Hahns Peak in North Routt County
If you’re looking for a more challenging trail, visit a local favorite – and extinct volcano – Hahn’s Peak. The steep hike is just less than 2 miles to the summit and widely considered one of the most rewarding hikes around because of the stunning 360-degree views from the top. The trail is a wide Jeep road for the first three-quarters of a mile and then morphs into a singletrack trail that has a lot of loose rock on the final stretch to the summit. This scree scramble is worth it, though, as uninterrupted views await. From the top you’ll see the ski trails at Steamboat Resort to the south, the towering peaks in the Zirkel Wilderness Area to the east and Wyoming to the north.

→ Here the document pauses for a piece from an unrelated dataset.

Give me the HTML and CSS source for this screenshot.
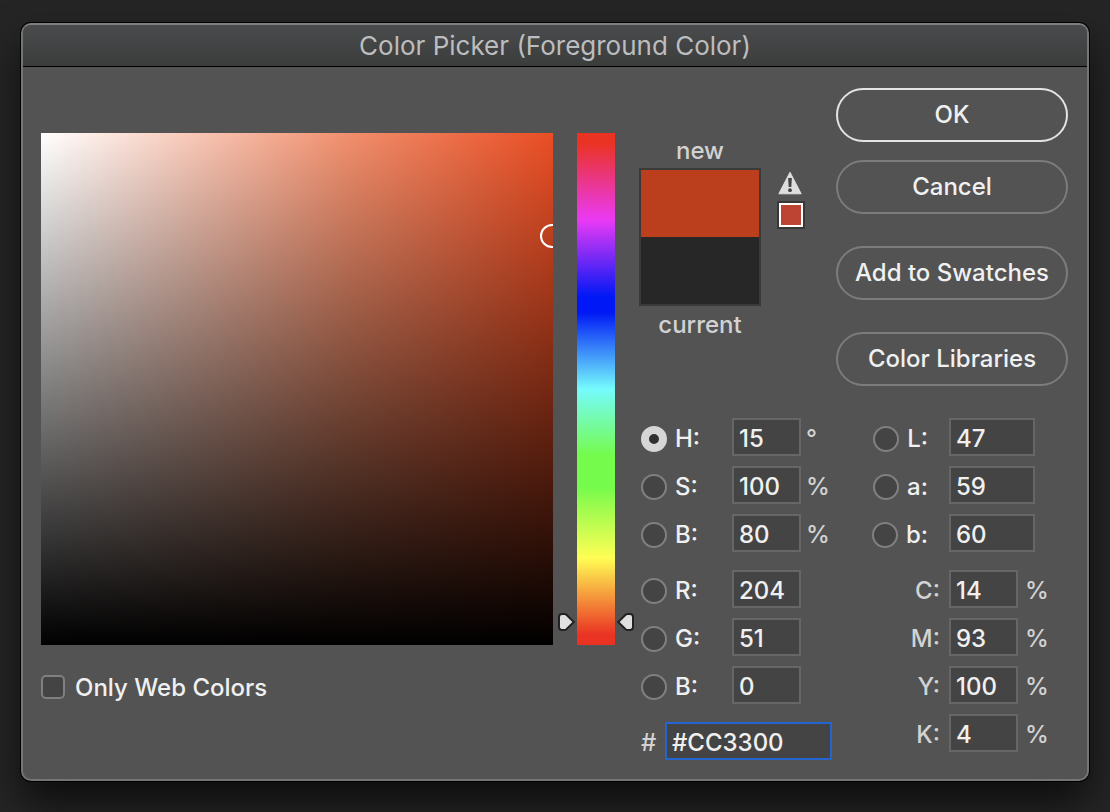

Thunderhead Hiking Trail, Steamboat Resort
This hiking-only trail on Mount Werner offers stunning views of downtown Steamboat Springs, the ski area’s base and the south valley. The trail is 3.81 miles one way and begins at the base of the Steamboat Ski Area. Many people opt to take the gondola to the top and then hike down, though some will do it as an out-and-back from the base, or even hike up and take the gondola down — our favorite option. The trail takes you through open ski trail to wooded singletrack that makes you feel as if you’re in the backcountry. Be sure to bring plenty of water and sunscreen for this trail. If you hike up, head to the Oasis Sundeck after your hike for lunch or a cold beverage. If you’re hiking in the afternoon, time it to end with a cold one at Sunset Happy Hour at Thunderhead (Thursday and Sunday evenings through Sept. 23 with some exceptions; visit www.steamboat.com for the full schedule) and take in the sunset as you listen to live music and toast your excursion. Following the festivities, you can take the easy way down — the gondola — for free.
Mad Creek Trail/Hot Springs Trail
Take a dip in the cool creek or take in the beauty of the 112-year old barn; this trail is chock full of natural wonder and local color. Its no surprise the Mad Creek Trail is popular with trail users of all sorts — hikers, bikers and horseback riders.
For an off-the-beaten-path alternative take the nearby access for the Hot Springs Trail – our favorite approach to the Strawberry Park Hot Springs. From the Mad Creek trailhead walk west (toward Steamboat Springs) on Routt County Road 129 approximately 400 yards on the left side of the road (trailhead not marked) to NFSR 128. After about ½ mile southerly walk, the Hot Springs Trail cuts off to the right. The trail itself winds through evergreen trees, aspen groves and scrub brush, all the while following a gentle creek. This moderate 3-mile hike (each way) includes a 1,100-ft. elevation gain, and the feeling of “a walk in the woods.” A quaint wooden sign heralds your arrival at Strawberry Park Hot Springs; remember to visit the front desk for access to the private springs (admission is charged to access the springs). We recommend doing this hike early in the day — aim to arrive at the hot springs when they open at 10 a.m. to appreciate the beauty and serenity of the springs sans crowds.
Allen Basin Trail, Flat Tops Wilderness
If you’re hoping to experience a moderate hike with lovely views and plenty of solitude, and you’re willing to take a bit of a drive from Steamboat (roughly 35 miles) check out the Allen Basin Trail. This short hike — less than 2 miles round trip —provides the only public access to Allen Basin Reservoir. Named after a pioneer homesteader, the trail is located just south of beautiful Crosho Lake — also worth a visit. The hike itself begins on a narrow footpath that winds into an aspen grove before meeting a wider, old jeep road. After spending time in the woods for a bit, the trail will bring you down to the water’s edge. Because the hike is short and has just a few steep sections, it’s a good one for families with young children who might not be ready for longer excursions, though it’s good to note the return hike might take a bit longer as it’s uphill. There’s also an easy stream crossing.
Fishermen and women take note: both the lake and the reservoir offer good fishing, with plenty of rainbow, brook and cutthroat trout in the 14-16-inch range; just remember, only flies and lures are permitted.